British number one makes an emphatic start
Murray almost lost his opening service game here, though, before winning five points in a row to hold from 0-40. That appeared to affect Nishikori, and Murray went on to take lead 3-1, breaking his opponent for the first time in the fourth game.
Nishikori’s first serve percentage was dwindling below the 50 per cent mark and Murray regularly punished his opponent’s second delivery. The Brit closed out the opening set in 35 minutes, holding to 0 and finishing with an ace.
Murray kept his momentum going with an early break in the second to give himself a 3-2 lead.
Roof closure switches momentum
His charge was, however, soon halted, as Nishikori broke back in the following game before a sudden rain shower caused the roof to be closed. The brief delay clearly favoured Nishikori, who converted his first set point when Murray was serving at 4-5.

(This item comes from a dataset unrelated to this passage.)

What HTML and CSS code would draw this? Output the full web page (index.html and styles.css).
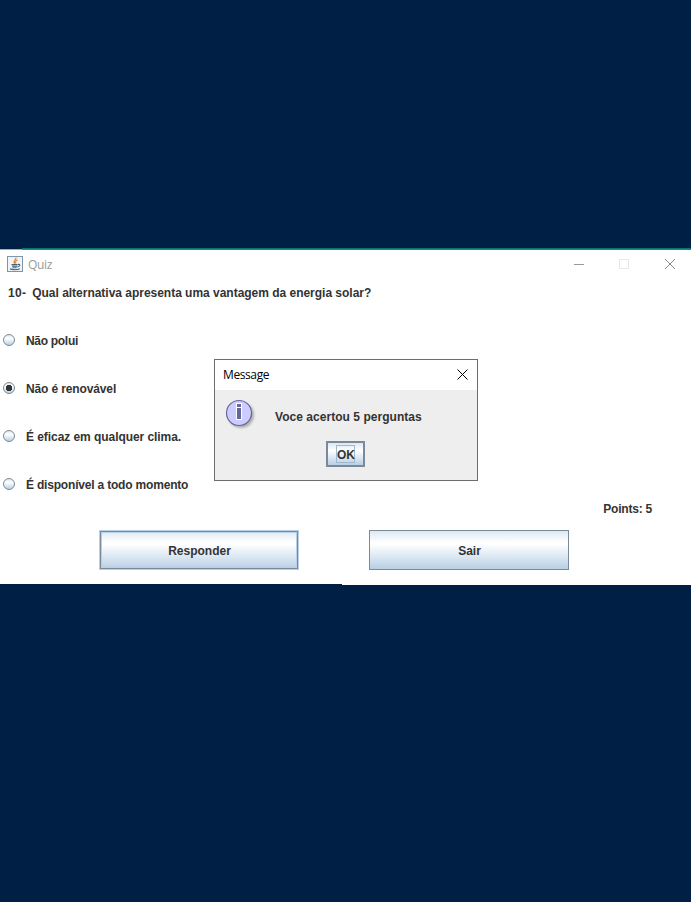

They traded breaks at the start of the third, before a string of forehand errors from Nishikori allowed Murray to retake control. The Brit appeared to have adjusted to the indoor conditions after taking a two set to one lead. However, after forcing an early break point opportunity at the start of the fourth, the match began to slip away.
The mystery noise clearly disrupted Murray’s rhythm and his first serve percentage dropped to an alarming 38 per cent in the fourth set.
Nishikori holds his nerve
Still, huge credit must go to Nishikori, who returned empathically to level the match. The sixth seed twice went up a break in the fifth set but Murray pegged him back on both occasions.
History suggested that Murray would somehow find a way to win from that position. However, he lost his serve again at 5-5 when Nishikori came up with a superb volley at full stretch.
The sixth seed then held his nerve and served it out in the following game, sealing the victory in three hours and 57 minutes.